I haven’t done much (well, any, really) planning for my novel-in-a-month adventure this year, but I’m really hoping to restore my writing momentum with a good, hard deadline. I’m pulling out an idea for a story that my sweetie and I hashed out. After I make this awful draft, we’ll work together to make a not-awful version. The idea has a lot of potential. Here is the synopsis I tossed together this afternoon:
Step on a Hack
Penn Jetterson is a best-selling author. The thing is, he doesn’t do much of the writing anymore — the publisher assigns writers to churn out novels based on outlines Jetterson jots down between highballs. Lately, the quality of the work has suffered dramatically. For a while he’s been content to simply sit back and rake in the cash, but lately the writers assigned by the publisher to fill out the plots he dreams up have been, well, awful.
The latest stinker, pooped out by one Bennie Hamwich, opens with a couple having a marital spat while in a car, flying through the air after driving off the top of a parking structure during a high-speed shootout. She is doing her makeup. He is lighting a cigarette. The car continues its improbable arc. She tells him she’s having an affair with his partner on the force just as tracer bullets (tracer bullets!? really?) hit the gas tank, exploding the car.
That’s chapter one. Through an improbable (and unfortunate for the reader) series of events, the bickering couple is still alive in chapter two.

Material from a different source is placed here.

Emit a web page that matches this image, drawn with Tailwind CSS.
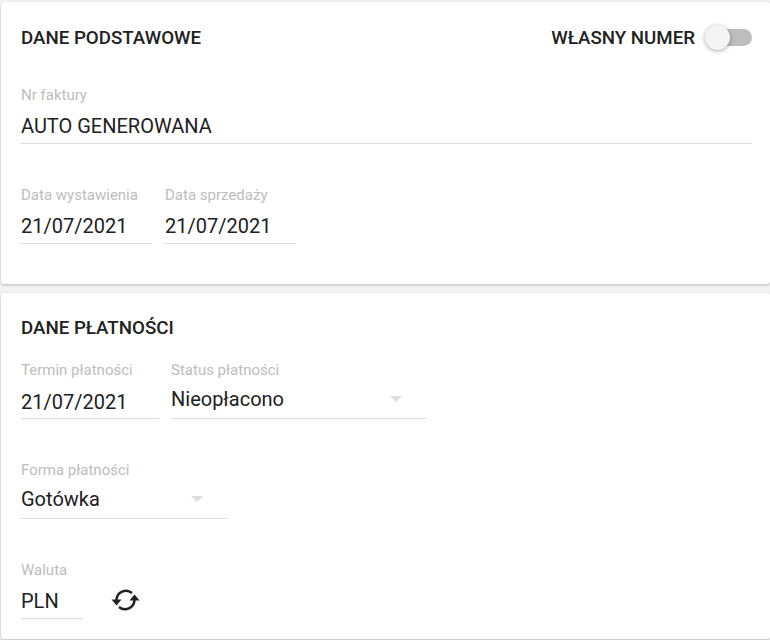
<!DOCTYPE html>
<html lang="pl">
<head>
    <meta charset="UTF-8">
    <title>Faktura</title>
    <script src="https://cdn.jsdelivr.net/npm/@tailwindcss/browser@4"></script>
</head>
<body class="bg-[#f3f3f3] font-['Roboto',sans-serif] text-[#212121] h-[640px] overflow-hidden">
    <div class="pl-px pt-[2px]">
        <!-- Dane podstawowe -->
        <section class="bg-white rounded-[3px] shadow-[0_1px_3px_rgba(0,0,0,0.25)] h-[282px] pl-5 pr-[18px]">
            <div class="flex items-center justify-between pt-[22px] h-[48px]">
                <h2 class="mt-[2px] text-[18.72px] leading-6 font-medium">DANE PODSTAWOWE</h2>
                <div class="flex items-center">
                    <span class="mt-[2px] text-[18.72px] leading-6 font-medium">WŁASNY NUMER</span>
                    <div class="relative ml-[10px] w-[47px] h-[17px]">
                        <div class="absolute right-0 top-0 w-[40px] h-[17px] rounded-full bg-[#bdbdbd]"></div>
                        <div class="absolute left-0 top-[-4px] w-[25px] h-[25px] rounded-full bg-[#f4f4f4] shadow-[0_1px_4px_rgba(0,0,0,0.35)]"></div>
                    </div>
                </div>
            </div>
            <div class="mt-[35px]">
                <div class="text-[15px] leading-[20px] text-[#bdbdbd]">Nr faktury</div>
                <div class="text-xl leading-[28px] mt-[7px] pb-[3px] border-b border-[#dddddd]">AUTO GENEROWANA</div>
            </div>
            <div class="flex gap-[13px] mt-[41px]">
                <div class="w-[131px]">
                    <div class="text-[15px] leading-[20px] text-[#bdbdbd]">Data wystawienia</div>
                    <div class="text-xl leading-[28px] mt-[7px] pb-[3px] border-b border-[#dddddd]">21/07/2021</div>
                </div>
                <div class="w-[131px]">
                    <div class="text-[15px] leading-[20px] text-[#bdbdbd]">Data sprzedaży</div>
                    <div class="text-xl leading-[28px] mt-[7px] pb-[3px] border-b border-[#dddddd]">21/07/2021</div>
                </div>
            </div>
        </section>

        <!-- Dane platnosci -->
        <section class="bg-white rounded-[3px] shadow-[0_1px_3px_rgba(0,0,0,0.25)] h-[346px] mt-[9px] pl-5 pr-[18px]">
            <h2 class="text-[18.72px] leading-6 font-medium pt-[23px] h-[44px] box-content">DANE PŁATNOŚCI</h2>
            <div class="flex gap-3">
                <div class="w-[138px]">
                    <div class="text-[15px] leading-[20px] text-[#bdbdbd]">Termin płatności</div>
                    <div class="text-xl leading-[28px] mt-[8px] pb-[2px] border-b border-[#dddddd]">21/07/2021</div>
                </div>
                <div class="w-[255px]">
                    <div class="text-[15px] leading-[20px] text-[#bdbdbd]">Status płatności</div>
                    <div class="flex items-center justify-between text-xl leading-[28px] mt-[5px] pb-[5px] border-b border-[#dddddd]">
                        <span>Nieopłacono</span>
                        <span class="mr-6 w-0 h-0 border-x-[6px] border-x-transparent border-t-[6px] border-t-[#dddddd]"></span>
                    </div>
                </div>
            </div>
            <div class="w-[206px] mt-[41px]">
                <div class="text-[15px] leading-[20px] text-[#bdbdbd]">Forma płatności</div>
                <div class="flex items-center justify-between text-xl leading-[28px] mt-[5px] pb-[5px] border-b border-[#dddddd]">
                    <span>Gotówka</span>
                    <span class="mr-6 w-0 h-0 border-x-[6px] border-x-transparent border-t-[6px] border-t-[#dddddd]"></span>
                </div>
            </div>
            <div class="flex mt-[41px]">
                <div class="w-[62px]">
                    <div class="text-[15px] leading-[20px] text-[#bdbdbd]">Waluta</div>
                    <div class="text-xl leading-[28px] mt-[7px] pb-[3px] border-b border-[#dddddd]">PLN</div>
                </div>
                <svg class="ml-[28px] mt-[28px]" width="29" height="23" viewBox="0 0 29 23" fill="none">
                    <path d="M5.5 12A9.5 9.5 0 0 1 21 5" stroke="#212121" stroke-width="2.5"/>
                    <path d="M23.5 12A9.5 9.5 0 0 1 8 19" stroke="#212121" stroke-width="2.5"/>
                    <path d="M.5 11.5h10l-5 6z" fill="#212121"/>
                    <path d="M18.5 12.5h10l-5-6z" fill="#212121"/>
                </svg>
            </div>
        </section>
    </div>
</body>
</html>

The excerpts from those novels would be downright funny — unless it’s your name on the cover of the book. Penn Jetterson needs a way to salvage his name.

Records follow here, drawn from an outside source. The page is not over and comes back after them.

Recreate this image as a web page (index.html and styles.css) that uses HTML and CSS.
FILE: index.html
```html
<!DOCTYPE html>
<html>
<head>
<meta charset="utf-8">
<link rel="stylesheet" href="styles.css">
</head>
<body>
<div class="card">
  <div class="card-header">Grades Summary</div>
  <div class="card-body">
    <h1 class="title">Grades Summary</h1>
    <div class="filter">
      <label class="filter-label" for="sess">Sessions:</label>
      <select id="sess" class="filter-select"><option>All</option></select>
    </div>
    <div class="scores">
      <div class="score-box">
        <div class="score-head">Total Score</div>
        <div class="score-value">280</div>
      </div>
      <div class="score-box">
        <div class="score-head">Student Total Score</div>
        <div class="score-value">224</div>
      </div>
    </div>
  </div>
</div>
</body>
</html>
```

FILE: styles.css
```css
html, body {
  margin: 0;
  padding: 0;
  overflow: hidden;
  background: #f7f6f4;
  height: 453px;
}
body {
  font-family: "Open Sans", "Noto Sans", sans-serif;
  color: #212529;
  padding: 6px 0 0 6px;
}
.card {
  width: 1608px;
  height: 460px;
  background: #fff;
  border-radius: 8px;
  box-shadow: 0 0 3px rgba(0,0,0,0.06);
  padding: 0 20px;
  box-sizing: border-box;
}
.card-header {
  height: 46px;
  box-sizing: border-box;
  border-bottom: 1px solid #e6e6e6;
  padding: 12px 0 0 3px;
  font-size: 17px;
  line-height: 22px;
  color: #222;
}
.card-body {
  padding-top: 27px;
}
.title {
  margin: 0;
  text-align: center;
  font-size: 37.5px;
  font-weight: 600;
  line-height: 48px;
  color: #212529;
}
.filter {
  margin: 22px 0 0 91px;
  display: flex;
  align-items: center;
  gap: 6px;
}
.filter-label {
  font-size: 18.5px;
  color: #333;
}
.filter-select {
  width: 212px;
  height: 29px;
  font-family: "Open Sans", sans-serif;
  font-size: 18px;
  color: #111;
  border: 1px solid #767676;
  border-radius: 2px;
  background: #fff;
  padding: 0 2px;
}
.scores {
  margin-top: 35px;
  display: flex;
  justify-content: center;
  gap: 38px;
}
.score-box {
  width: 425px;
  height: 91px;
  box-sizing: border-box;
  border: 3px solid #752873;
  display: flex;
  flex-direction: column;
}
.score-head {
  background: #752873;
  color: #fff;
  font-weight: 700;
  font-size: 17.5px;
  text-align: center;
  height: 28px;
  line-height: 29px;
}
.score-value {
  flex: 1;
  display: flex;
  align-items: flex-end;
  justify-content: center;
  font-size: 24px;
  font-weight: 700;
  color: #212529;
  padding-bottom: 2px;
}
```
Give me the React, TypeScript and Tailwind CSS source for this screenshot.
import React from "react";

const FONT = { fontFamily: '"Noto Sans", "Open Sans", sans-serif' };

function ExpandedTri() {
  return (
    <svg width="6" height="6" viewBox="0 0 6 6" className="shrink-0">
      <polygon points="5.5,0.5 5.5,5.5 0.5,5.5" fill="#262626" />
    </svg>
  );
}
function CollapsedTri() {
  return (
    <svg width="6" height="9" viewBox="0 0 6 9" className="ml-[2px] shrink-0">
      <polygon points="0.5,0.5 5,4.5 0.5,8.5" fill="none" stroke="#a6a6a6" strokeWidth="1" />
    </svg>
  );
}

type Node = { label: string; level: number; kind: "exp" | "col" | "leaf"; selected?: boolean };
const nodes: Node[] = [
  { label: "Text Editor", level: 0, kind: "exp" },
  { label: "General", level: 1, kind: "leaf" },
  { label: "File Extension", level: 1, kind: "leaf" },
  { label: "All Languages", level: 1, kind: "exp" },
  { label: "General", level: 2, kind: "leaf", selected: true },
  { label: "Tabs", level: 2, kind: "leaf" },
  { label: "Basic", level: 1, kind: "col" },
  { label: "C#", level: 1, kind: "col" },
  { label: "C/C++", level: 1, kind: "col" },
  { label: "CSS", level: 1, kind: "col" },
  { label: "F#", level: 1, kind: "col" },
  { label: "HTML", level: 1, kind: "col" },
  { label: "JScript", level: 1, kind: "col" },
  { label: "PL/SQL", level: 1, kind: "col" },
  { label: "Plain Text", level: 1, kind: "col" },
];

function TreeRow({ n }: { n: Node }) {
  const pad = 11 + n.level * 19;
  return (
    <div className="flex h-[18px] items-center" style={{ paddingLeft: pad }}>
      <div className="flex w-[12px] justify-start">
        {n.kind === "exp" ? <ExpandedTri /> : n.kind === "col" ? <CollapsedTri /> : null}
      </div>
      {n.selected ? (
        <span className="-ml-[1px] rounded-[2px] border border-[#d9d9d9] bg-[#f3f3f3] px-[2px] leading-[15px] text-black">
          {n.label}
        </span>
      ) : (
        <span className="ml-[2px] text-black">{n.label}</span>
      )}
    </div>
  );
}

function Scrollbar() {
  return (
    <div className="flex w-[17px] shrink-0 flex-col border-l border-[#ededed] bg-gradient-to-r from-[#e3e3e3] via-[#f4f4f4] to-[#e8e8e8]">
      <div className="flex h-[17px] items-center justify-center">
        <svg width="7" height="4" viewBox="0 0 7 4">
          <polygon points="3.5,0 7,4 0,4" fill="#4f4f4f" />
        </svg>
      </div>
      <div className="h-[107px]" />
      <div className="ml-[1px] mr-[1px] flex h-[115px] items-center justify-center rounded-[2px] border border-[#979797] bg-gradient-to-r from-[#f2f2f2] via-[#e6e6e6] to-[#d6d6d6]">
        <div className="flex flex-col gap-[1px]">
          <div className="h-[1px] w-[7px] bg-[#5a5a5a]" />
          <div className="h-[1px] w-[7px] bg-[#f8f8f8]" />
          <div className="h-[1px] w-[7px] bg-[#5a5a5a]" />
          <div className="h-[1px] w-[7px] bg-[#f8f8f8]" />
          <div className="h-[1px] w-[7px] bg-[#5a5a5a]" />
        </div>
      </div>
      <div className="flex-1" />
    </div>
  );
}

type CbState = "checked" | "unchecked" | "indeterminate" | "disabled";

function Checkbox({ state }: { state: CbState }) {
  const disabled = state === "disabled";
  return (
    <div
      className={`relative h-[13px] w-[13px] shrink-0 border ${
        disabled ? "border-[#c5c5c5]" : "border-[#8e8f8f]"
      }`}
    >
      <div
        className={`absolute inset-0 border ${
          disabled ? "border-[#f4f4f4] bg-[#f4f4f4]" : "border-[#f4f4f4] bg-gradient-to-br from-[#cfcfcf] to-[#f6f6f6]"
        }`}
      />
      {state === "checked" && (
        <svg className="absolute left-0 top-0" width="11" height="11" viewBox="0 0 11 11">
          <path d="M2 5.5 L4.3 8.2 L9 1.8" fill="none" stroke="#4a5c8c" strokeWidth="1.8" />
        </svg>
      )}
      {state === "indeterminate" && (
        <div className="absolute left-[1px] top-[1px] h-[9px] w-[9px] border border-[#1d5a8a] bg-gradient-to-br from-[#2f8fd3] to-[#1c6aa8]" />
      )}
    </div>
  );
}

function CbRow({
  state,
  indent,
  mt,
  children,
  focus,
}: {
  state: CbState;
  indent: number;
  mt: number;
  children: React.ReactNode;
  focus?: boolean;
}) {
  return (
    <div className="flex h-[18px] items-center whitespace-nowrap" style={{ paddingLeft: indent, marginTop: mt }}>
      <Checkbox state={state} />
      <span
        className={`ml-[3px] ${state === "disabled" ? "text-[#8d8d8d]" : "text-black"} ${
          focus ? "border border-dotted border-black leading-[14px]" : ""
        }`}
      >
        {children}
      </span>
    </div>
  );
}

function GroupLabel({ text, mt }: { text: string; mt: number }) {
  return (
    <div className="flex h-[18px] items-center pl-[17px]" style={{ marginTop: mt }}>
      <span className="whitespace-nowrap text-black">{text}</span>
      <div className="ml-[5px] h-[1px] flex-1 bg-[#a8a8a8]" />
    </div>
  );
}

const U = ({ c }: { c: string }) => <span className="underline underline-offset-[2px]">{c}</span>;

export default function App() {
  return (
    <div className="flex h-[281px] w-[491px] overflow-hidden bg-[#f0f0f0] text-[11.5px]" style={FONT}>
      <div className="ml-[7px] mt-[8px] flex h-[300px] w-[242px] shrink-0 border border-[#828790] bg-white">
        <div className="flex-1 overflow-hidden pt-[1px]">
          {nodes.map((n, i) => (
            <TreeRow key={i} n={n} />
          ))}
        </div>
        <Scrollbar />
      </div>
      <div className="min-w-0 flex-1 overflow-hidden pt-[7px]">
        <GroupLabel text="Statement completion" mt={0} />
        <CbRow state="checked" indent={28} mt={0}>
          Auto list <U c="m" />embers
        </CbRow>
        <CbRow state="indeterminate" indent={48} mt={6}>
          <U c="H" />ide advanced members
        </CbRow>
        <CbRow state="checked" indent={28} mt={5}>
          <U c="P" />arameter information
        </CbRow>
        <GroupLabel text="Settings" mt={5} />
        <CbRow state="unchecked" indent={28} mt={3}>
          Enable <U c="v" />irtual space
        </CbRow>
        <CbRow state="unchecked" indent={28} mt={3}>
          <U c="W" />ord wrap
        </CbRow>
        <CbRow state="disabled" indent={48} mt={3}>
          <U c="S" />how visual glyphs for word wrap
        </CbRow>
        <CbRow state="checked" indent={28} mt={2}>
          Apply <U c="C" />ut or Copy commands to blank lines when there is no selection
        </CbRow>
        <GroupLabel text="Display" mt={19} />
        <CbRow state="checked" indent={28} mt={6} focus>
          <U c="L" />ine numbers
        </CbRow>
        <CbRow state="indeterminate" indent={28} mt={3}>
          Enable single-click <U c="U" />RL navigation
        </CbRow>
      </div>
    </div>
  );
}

Conveniently, the horrible co-authors are being murdered in horrible, improbable ways that only they could have dreamed up. When poor Bennie Hamwich’s body is recovered from the fiery wreckage of a car that slammed into the side of a building (three stories up), with the charred remains of an unknown woman in the passenger seat, it doesn’t take a rocket scientist to make a connection between the novel and the method of his demise. (Although it might take a rocket scientist to actually make it happen.)

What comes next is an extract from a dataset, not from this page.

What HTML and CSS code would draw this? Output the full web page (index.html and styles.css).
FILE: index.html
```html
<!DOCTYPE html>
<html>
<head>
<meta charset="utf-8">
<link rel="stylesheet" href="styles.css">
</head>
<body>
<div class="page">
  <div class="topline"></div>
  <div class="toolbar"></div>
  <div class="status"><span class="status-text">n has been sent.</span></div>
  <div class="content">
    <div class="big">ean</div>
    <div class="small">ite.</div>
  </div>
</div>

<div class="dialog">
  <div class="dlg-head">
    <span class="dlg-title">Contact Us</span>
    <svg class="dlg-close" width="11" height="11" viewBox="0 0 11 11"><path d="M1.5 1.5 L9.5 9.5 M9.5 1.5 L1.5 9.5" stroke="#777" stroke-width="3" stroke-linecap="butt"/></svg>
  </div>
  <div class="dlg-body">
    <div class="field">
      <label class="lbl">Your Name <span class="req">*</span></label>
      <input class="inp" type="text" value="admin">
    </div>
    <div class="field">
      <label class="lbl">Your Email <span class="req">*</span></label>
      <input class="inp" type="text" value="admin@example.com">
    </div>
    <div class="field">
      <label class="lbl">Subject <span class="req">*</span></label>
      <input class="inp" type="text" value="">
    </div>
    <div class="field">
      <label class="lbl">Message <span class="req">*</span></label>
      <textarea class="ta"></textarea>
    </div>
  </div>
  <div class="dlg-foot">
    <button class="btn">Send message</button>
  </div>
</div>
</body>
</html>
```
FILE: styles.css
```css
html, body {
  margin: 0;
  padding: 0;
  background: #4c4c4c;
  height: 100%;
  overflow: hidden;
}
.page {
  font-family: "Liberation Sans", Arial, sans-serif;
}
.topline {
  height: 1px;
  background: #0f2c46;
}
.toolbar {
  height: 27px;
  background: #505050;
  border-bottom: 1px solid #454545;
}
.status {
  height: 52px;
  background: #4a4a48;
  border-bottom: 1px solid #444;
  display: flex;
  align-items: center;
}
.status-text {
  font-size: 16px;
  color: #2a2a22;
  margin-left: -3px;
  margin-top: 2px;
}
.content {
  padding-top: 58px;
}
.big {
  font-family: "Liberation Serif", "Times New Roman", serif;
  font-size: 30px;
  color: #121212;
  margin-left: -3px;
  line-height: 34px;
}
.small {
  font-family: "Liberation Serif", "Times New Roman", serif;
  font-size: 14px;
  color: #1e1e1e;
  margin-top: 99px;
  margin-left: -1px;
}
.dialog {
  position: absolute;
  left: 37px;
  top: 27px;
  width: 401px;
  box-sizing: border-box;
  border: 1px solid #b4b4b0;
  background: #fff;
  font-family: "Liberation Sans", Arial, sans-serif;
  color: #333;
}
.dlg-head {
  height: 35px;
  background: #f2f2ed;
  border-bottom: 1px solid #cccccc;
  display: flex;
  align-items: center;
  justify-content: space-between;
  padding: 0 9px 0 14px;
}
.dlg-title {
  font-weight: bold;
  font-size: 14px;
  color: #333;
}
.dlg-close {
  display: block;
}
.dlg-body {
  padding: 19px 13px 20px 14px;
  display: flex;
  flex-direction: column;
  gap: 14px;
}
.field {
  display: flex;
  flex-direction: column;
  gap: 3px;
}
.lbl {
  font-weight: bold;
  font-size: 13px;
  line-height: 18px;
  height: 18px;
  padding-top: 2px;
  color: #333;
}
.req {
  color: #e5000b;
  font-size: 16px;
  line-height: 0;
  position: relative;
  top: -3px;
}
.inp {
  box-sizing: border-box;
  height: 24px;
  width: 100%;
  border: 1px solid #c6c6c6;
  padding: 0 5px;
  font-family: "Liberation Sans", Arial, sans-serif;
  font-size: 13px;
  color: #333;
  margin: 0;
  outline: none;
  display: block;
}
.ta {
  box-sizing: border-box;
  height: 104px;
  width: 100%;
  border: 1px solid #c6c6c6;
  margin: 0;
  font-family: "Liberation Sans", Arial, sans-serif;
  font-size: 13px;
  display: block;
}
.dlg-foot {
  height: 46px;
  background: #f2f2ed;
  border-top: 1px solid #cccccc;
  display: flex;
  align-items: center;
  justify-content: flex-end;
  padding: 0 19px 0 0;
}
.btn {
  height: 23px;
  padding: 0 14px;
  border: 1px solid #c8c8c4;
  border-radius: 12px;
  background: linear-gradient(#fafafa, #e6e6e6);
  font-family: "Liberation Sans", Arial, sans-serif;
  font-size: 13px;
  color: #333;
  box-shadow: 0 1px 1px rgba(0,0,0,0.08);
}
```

Sales of Bennie Hamwich’s last piece-of-crap novel skyrocket on the news. Another untalented co-writer is eaten by piranha in the sewers of New York. A third meets his demise in an unlikely incident with a photocopier and a bottle of snake venom.
Who is killing the hacks? Is it Jetterson, trying to clear his name? Or is it the publisher, in a despicable attempt to boost sales? Or is it someone else, revealed at the last moment in a true crime against the mystery genre?
Only time will tell, my friends, only time will tell.
Any connection you might make to this horrible book is strictly coincidence.
Having said “improbable event with a photocopier and a bottle of snake venom”, I feel compelled to dial up the preposterometer to eleven and come up with a murderous plot that involves the above. Any ideas you have about how that might work are welcome.
The photocopier I borrowed from “Murder at the Community College” By Carol Anne Byrnes, sure to hit the bookstores any day now.
And the snake venom was from “Murder at the Yacht Club,” the second book in the series.
See, aren’t you glad I made you read that awful book? I knew it would come in handy.